Total KE = 900 + 4.5 = 904.5 J.
This increase comes from the chemical potential energy of the gunpowder inside the rifle. Momentum is conserved because the internal forces are equal and opposite, but extra kinetic energy is supplied from stored chemical energy.

Answer: (a) The rifle recoils at \( -1.5 \, \text{m/s} \). (b) The bullet has 900 J of KE, the rifle 4.5 J. (c) Total kinetic energy increases due to conversion of chemical potential energy into motion.

Problem 3: Perfectly Inelastic Collision

A 1.5 kg cart moving at 4.0 m/s collides and sticks to a 2.0 kg cart initially at rest on a frictionless track. Find: (a) the final velocity of the combined carts, (b) the initial and final kinetic energies, and (c) the amount of kinetic energy lost in the collision.

Solution:

Step 1: Apply momentum conservation.
\( m_1 v_{1i} + m_2 v_{2i} = (m_1 + m_2)v_f \).
Substituting: \( (1.5)(4.0) + (2.0)(0) = (3.5)v_f \).
\( 6.0 = 3.5v_f \).
\( v_f = \tfrac{6.0}{3.5} \approx 1.71 \, \text{m/s} \).

Step 2: Calculate initial and final kinetic energies.
Initial KE: \( KE_i = \tfrac{1}{2}m_1 v_{1i}^2 + \tfrac{1}{2}m_2 v_{2i}^2 \).
\( KE_i = \tfrac{1}{2}(1.5)(4.0^2) + 0 = 12.0 \, J \).
Final KE: \( KE_f = \tfrac{1}{2}(3.5)(1.71^2) \).
\( KE_f \approx \tfrac{1}{2}(3.5)(2.92) \approx 5.11 \, J \).

Step 3: Find kinetic energy lost.
\( \Delta KE = KE_f - KE_i = 5.11 - 12.0 = -6.89 \, J \).
The negative indicates a loss of kinetic energy.

Answer: (a) The combined carts move at about \( 1.71 \, \text{m/s} \). (b) The kinetic energy decreases from 12.0 J to 5.11 J. (c) About 6.89 J of kinetic energy is lost, likely converted to sound, heat, and deformation.

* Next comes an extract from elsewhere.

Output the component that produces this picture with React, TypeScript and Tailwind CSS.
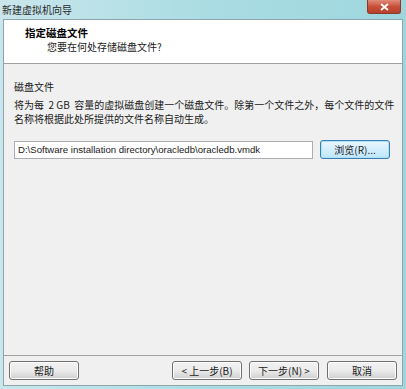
import React from "react";

const font = { fontFamily: '"Noto Sans CJK SC", "Liberation Sans", sans-serif' };

function Btn({ children, className = "", primary = false }: { children: React.ReactNode; className?: string; primary?: boolean }) {
  return (
    <div
      className={
        "h-[19px] flex items-center justify-center rounded-[3px] border text-[10px] text-[#1a1a1a] leading-none " +
        (primary
          ? "border-[#3c7fb1] bg-gradient-to-b from-[#eaf6fd] to-[#bee6fd] shadow-[inset_0_0_0_1px_#aee1f8] "
          : "border-[#707070] bg-gradient-to-b from-[#f2f2f2] via-[#ebebeb] to-[#cfcfcf] shadow-[inset_0_0_0_1px_#fcfcfc] ") +
        className
      }
    >
      {children}
    </div>
  );
}

export default function App() {
  return (
    <div
      className="w-[406px] h-[389px] flex flex-col bg-gradient-to-r from-[#c9e6ec] via-[#aadde3] to-[#9fd6de] overflow-hidden"
      style={font}
    >
      <div className="h-[19px] relative flex items-center pl-[2px]">
        <span className="text-[10px] text-[#2a2a2a] leading-none">新建虚拟机向导</span>
        <div className="absolute right-[5px] top-0 w-[34px] h-[14px] rounded-b-[3px] border border-t-0 border-[#8a3a2a] bg-gradient-to-b from-[#e08c78] via-[#c8503a] to-[#b8402c] flex items-center justify-center">
          <svg width="9" height="8" viewBox="0 0 9 8">
            <path d="M1 1 L8 7 M8 1 L1 7" stroke="#ffffff" strokeWidth="1.8" />
          </svg>
        </div>
      </div>
      <div className="flex-1 mx-[3px] mb-[3px] border border-[#8ca6ac] bg-[#f0f0f0] flex flex-col">
        <div className="h-[44px] bg-white border-b border-[#a0a0a0] flex flex-col pl-[21px] pt-[6px]">
          <div className="text-[10.5px] font-bold text-black leading-[14px]">指定磁盘文件</div>
          <div className="text-[10px] text-[#1a1a1a] leading-[14px] pl-[22px]">您要在何处存储磁盘文件?</div>
        </div>
        <div className="flex-1 flex flex-col pl-[10px] pr-[12px] pt-[16px]">
          <div className="text-[10px] text-[#1a1a1a] leading-[14px]">磁盘文件</div>
          <div className="text-[10px] text-[#1a1a1a] leading-[14px] mt-[4px] whitespace-nowrap">
            将为每&nbsp;&nbsp;2 GB&nbsp;&nbsp;容量的虚拟磁盘创建一个磁盘文件。除第一个文件之外，每个文件的文件
            <br />
            名称将根据此处所提供的文件名称自动生成。
          </div>
          <div className="flex items-center mt-[14px] gap-[7px]">
            <div className="w-[300px] h-[18px] bg-white border border-[#abadb3] flex items-center pl-[3px]">
              <span className="text-[9.6px] text-[#1a1a1a] leading-none" style={{ fontFamily: '"Liberation Sans", sans-serif' }}>
                D:\Software installation directory\oracledb\oracledb.vmdk
              </span>
            </div>
            <Btn primary className="w-[70px]">浏览(R)...</Btn>
          </div>
        </div>
        <div className="h-[30px] border-t border-[#a0a0a0] flex items-center pl-[5px] pr-[5px]">
          <Btn className="w-[70px]">帮助</Btn>
          <div className="flex-1" />
          <Btn className="w-[70px]">&lt; 上一步(B)</Btn>
          <Btn className="w-[70px] ml-[7px]">下一步(N) &gt;</Btn>
          <Btn className="w-[70px] ml-[8px]">取消</Btn>
        </div>
      </div>
    </div>
  );
}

Common Misconceptions in Unit 4: Momentum and Impulse

Momentum

• Misconception: A heavier object always has more momentum than a lighter one.
  Correction: Momentum depends on both mass and velocity (\( p = mv \)). A light object moving very fast can have more momentum than a heavy object moving slowly. For example, a baseball can have more momentum than a truck tire rolling slowly.
• Misconception: Momentum is always conserved, no matter the situation.
  Correction: Momentum is conserved only in a closed and isolated system. If external forces like friction or a push from the ground act, total momentum of the system can change.

Impulse

• Misconception: A larger force always creates a larger impulse.
  Correction: Impulse depends on both force and time (\( J = F\Delta t \)). A smaller force acting for a longer time can deliver the same or more impulse than a short, large force. This is why airbags are effective — they extend the collision time, reducing force while keeping impulse the same.
• Misconception: Impulse is different from change in momentum.
  Correction: Impulse and change in momentum are equal (\( J = \Delta p \)). Impulse is simply the process by which momentum changes.

Collisions

• Misconception: Kinetic energy is always conserved in collisions.
  Correction: Only elastic collisions conserve kinetic energy. Inelastic and perfectly inelastic collisions lose kinetic energy to heat, sound, or deformation. However, momentum is conserved in all collisions (in isolated systems).
• Misconception: In a perfectly inelastic collision, momentum is not conserved since the objects stick together.
  Correction: Momentum is still conserved. The objects share a common final velocity that ensures total momentum before equals total momentum after, even though kinetic energy decreases.

Explosions and Recoil

• Misconception: Explosions violate conservation of momentum because the total kinetic energy increases.
  Correction: Momentum is still conserved. The increase in kinetic energy comes from stored potential or chemical energy inside the system, not from an external source.
• Misconception: The larger object in a recoil (like a rifle) doesn’t move at all.
  Correction: The rifle does move, but because of its much larger mass, its recoil speed is small compared to the bullet’s. Its momentum, however, exactly balances the bullet’s momentum in the opposite direction.